Published online by Cambridge University Press: 01 January 2024
Though the details of face-to-face talk and interaction have been studied in Anglo American and British courtrooms, few attempts have been made to extend similar analyses to the study of contemporary indigenous and (post)colonial legal institutions that continue to employ legal processes informed by both Anglo-style adversarial notions of law and “local” notions of law, culture, and tradition. Using methods of legal discourse analysis and language ideology studies, this article investigates how interlocutors in a hearing before the courts of the Hopi Indian Nation construct discourses of tradition and Anglo American jurisprudence in multiple and competing ways, and for significant sociopolitical effect. An argument is thus made for attending to the microdetails of sociolegal interactions as an important site for exploring the complex articulations between the contemporary lives of indigenous peoples and the laws with which they are imbricated.

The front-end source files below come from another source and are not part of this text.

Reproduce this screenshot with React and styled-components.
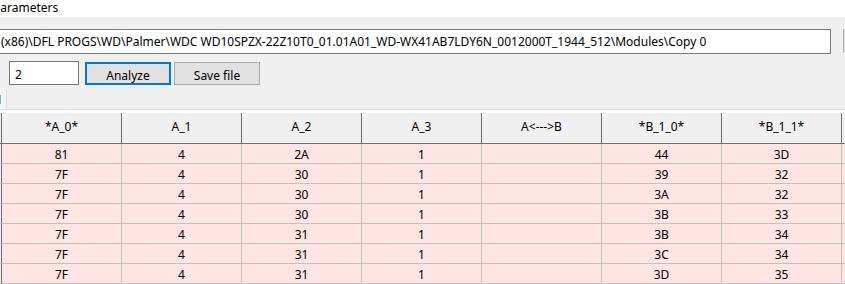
import React from 'react';
import styled, { createGlobalStyle } from 'styled-components';

const GlobalStyle = createGlobalStyle`
  html, body {
    margin: 0;
    padding: 0;
    overflow: hidden;
    background: #f0f0f0;
  }
  body {
    font-family: "Noto Sans", "Liberation Sans", sans-serif;
    font-size: 12px;
    color: #000;
  }
`;

const Window = styled.div`
  width: 845px;
  height: 284px;
  overflow: hidden;
  display: flex;
  flex-direction: column;
`;

const TitleBar = styled.div`
  height: 20px;
  background: #fff;
  white-space: nowrap;
  line-height: 15px;
  text-indent: -7px;
`;

const Panel = styled.div`
  flex: 1;
  display: flex;
  flex-direction: column;
  background: #f0f0f0;
`;

const PathRow = styled.div`
  display: flex;
  align-items: flex-start;
  gap: 12px;
  margin-top: 12px;
  margin-left: -3px;
`;

const TextBox = styled.div`
  box-sizing: border-box;
  width: ${(p) => p.$width}px;
  height: ${(p) => p.$height}px;
  border: 1px solid #7a7a7a;
  background: #fff;
  padding: ${(p) => p.$top}px ${(p) => p.$pad}px 0;
  line-height: ${(p) => p.$height - 2 - p.$top}px;
  white-space: nowrap;
  overflow: hidden;
  flex-shrink: 0;
`;

const EdgeButton = styled.div`
  box-sizing: border-box;
  width: 40px;
  height: 23px;
  border: 1px solid #adadad;
  background: #e1e1e1;
  flex-shrink: 0;
`;

const ControlsRow = styled.div`
  display: flex;
  align-items: flex-start;
  margin-top: 7px;
  margin-left: 9px;
`;

const Button = styled.button`
  box-sizing: border-box;
  width: 86px;
  height: 23px;
  margin-top: 1px;
  margin-left: ${(p) => p.$gap}px;
  padding: 3px 0 0;
  font: inherit;
  line-height: 15px;
  color: #000;
  background: #e1e1e1;
  border: ${(p) => (p.$focused ? '2px solid #0078d7' : '1px solid #adadad')};
  cursor: default;
`;

const TabStrip = styled.div`
  display: flex;
  margin-top: 5px;
  height: 19px;
  border-bottom: 1px solid #dadada;
`;

const Tab = styled.div`
  width: 6px;
  height: 19px;
  border-right: 1px solid #d9d9d9;
  background: #f5f5f5;
  overflow: hidden;
  text-indent: -4px;
  line-height: 19px;
  color: #1a3a6a;
`;

const Grid = styled.div`
  display: grid;
  grid-template-columns: 2px repeat(7, 120px) 60px;
  border-top: 3px solid #fff;
`;

const HeadCell = styled.div`
  box-sizing: border-box;
  height: 31px;
  padding-top: 6px;
  line-height: 16px;
  text-align: center;
  background: #f0f0f0;
  border-right: 1px solid #6e6e6e;
  border-bottom: 1px solid #6e6e6e;
  white-space: nowrap;
`;

const RowHead = styled.div`
  box-sizing: border-box;
  height: ${(p) => (p.$head ? 31 : 20)}px;
  background: #f0f0f0;
  border-right: 1px solid #6e6e6e;
  border-bottom: 1px solid ${(p) => (p.$head ? '#6e6e6e' : '#c8c8c8')};
`;

const Cell = styled.div`
  box-sizing: border-box;
  height: 20px;
  padding-top: 3px;
  line-height: 16px;
  text-align: center;
  background: #ffe4e4;
  border-right: 1px solid #c8c0c0;
  border-bottom: 1px solid #c8c0c0;
`;

const columns = ['*A_0*', 'A_1', 'A_2', 'A_3', 'A<--->B', '*B_1_0*', '*B_1_1*', ''];

const rows = [
  ['81', '4', '2A', '1', '', '44', '3D', ''],
  ['7F', '4', '30', '1', '', '39', '32', ''],
  ['7F', '4', '30', '1', '', '3A', '32', ''],
  ['7F', '4', '30', '1', '', '3B', '33', ''],
  ['7F', '4', '31', '1', '', '3B', '34', ''],
  ['7F', '4', '31', '1', '', '3C', '34', ''],
  ['7F', '4', '31', '1', '', '3D', '35', ''],
];

const path =
  '(x86)\\DFL PROGS\\WD\\Palmer\\WDC WD10SPZX-22Z10T0_01.01A01_WD-WX41AB7LDY6N_0012000T_1944_512\\Modules\\Copy 0';

export default function App() {
  return (
    <Window>
      <GlobalStyle />
      <TitleBar>Parameters</TitleBar>
      <Panel>
        <PathRow>
          <TextBox $width={834} $height={25} $pad={3} $top={1}>{path}</TextBox>
          <EdgeButton />
        </PathRow>
        <ControlsRow>
          <TextBox $width={70} $height={24} $pad={5} $top={3}>2</TextBox>
          <Button $focused $gap={6}>Analyze</Button>
          <Button $gap={3}>Save file</Button>
        </ControlsRow>
        <TabStrip>
          <Tab>1</Tab>
        </TabStrip>
        <Grid>
          <RowHead $head />
          {columns.map((c, i) => (
            <HeadCell key={i}>{c}</HeadCell>
          ))}
          {rows.map((r, ri) => (
            <React.Fragment key={ri}>
              <RowHead />
              {r.map((v, ci) => (
                <Cell key={ci}>{v}</Cell>
              ))}
            </React.Fragment>
          ))}
        </Grid>
      </Panel>
    </Window>
  );
}
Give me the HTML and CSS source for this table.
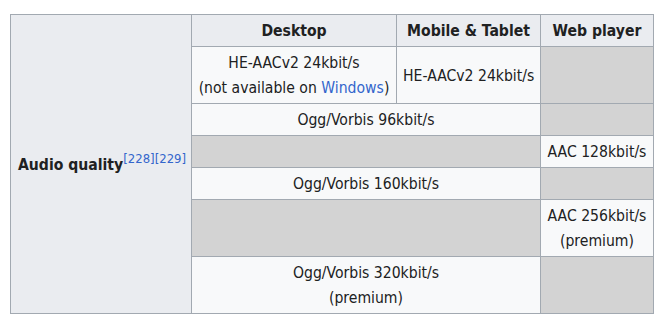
FILE: index.html
```html
<!DOCTYPE html>
<html lang="en">
<head>
<meta charset="utf-8">
<title>Audio quality</title>
<link rel="stylesheet" href="styles.css">
</head>
<body>
<table class="wikitable">
  <colgroup>
    <col class="c1"><col class="c2"><col class="c3"><col class="c4">
  </colgroup>
  <tr>
    <th rowspan="7" class="rowhead">Audio quality<sup class="ref"><a href="#r228">[228]</a><a href="#r229">[229]</a></sup></th>
    <th>Desktop</th>
    <th>Mobile &amp; Tablet</th>
    <th>Web player</th>
  </tr>
  <tr>
    <td>HE-AACv2 24kbit/s<br>(not available on <a href="#windows">Windows</a>)</td>
    <td>HE-AACv2 24kbit/s</td>
    <td class="na"></td>
  </tr>
  <tr>
    <td colspan="2">Ogg/Vorbis 96kbit/s</td>
    <td class="na"></td>
  </tr>
  <tr>
    <td colspan="2" class="na"></td>
    <td>AAC 128kbit/s</td>
  </tr>
  <tr>
    <td colspan="2">Ogg/Vorbis 160kbit/s</td>
    <td class="na"></td>
  </tr>
  <tr>
    <td colspan="2" class="na"></td>
    <td>AAC 256kbit/s<br>(premium)</td>
  </tr>
  <tr>
    <td colspan="2">Ogg/Vorbis 320kbit/s<br>(premium)</td>
    <td class="na"></td>
  </tr>
</table>
</body>
</html>
```

FILE: styles.css
```css
html, body {
  margin: 0;
  padding: 0;
  background: #ffffff;
}
body {
  padding: 14px 0 0 10px;
  font-family: "DejaVu Sans Condensed", "DejaVu Sans", sans-serif;
  font-size: 15.6px;
  color: #202122;
}
.wikitable {
  border-collapse: collapse;
  table-layout: fixed;
  width: 643px;
  background: #f8f9fa;
  border: 1px solid #a2a9b1;
  line-height: 25px;
}
.c1 { width: 181px; }
.c2 { width: 205px; }
.c3 { width: 144px; }
.c4 { width: 113px; }
.wikitable th,
.wikitable td {
  border: 1px solid #a2a9b1;
  padding: 4px 6px 2px;
  text-align: center;
  vertical-align: middle;
  white-space: nowrap;
}
.wikitable th {
  background: #eaecf0;
  font-weight: bold;
}
.wikitable .rowhead {
  text-align: left;
  padding-left: 7px;
}
.wikitable td.na {
  background: #d3d3d3;
}
.wikitable a {
  color: #3366cc;
  text-decoration: none;
}
.ref {
  font-size: 13px;
  font-weight: normal;
  line-height: 1;
  vertical-align: 7px;
}
```
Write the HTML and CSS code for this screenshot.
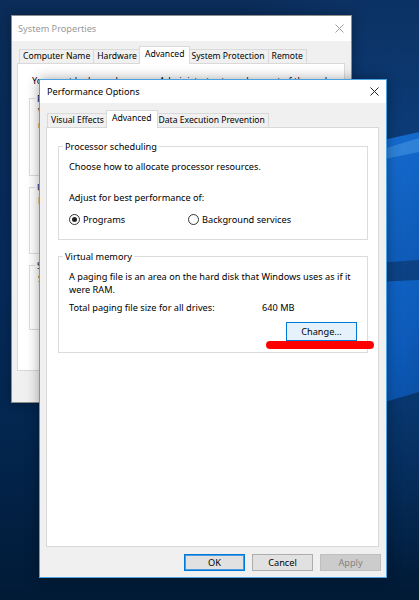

The research and preparation of this manuscript was undertaken with support from a National Science Foundation Graduate Research Fellowship and a UCLA Institute of American Cultures Predoctoral Research Grant. I would like to thank Paul V. Kroskrity, Alessandro Duranti, and Sally Merry for their helpful comments and critiques of earlier versions of this article. Of course, all remaining errors are mine alone. I would also like to thank members of the Hopi Tribe and the Hopi Tribal Court, who wish to remain nameless, for their hospitality and graciousness during my periods of research on the Hopi Reservation. I am honored by their friendship and collegiality.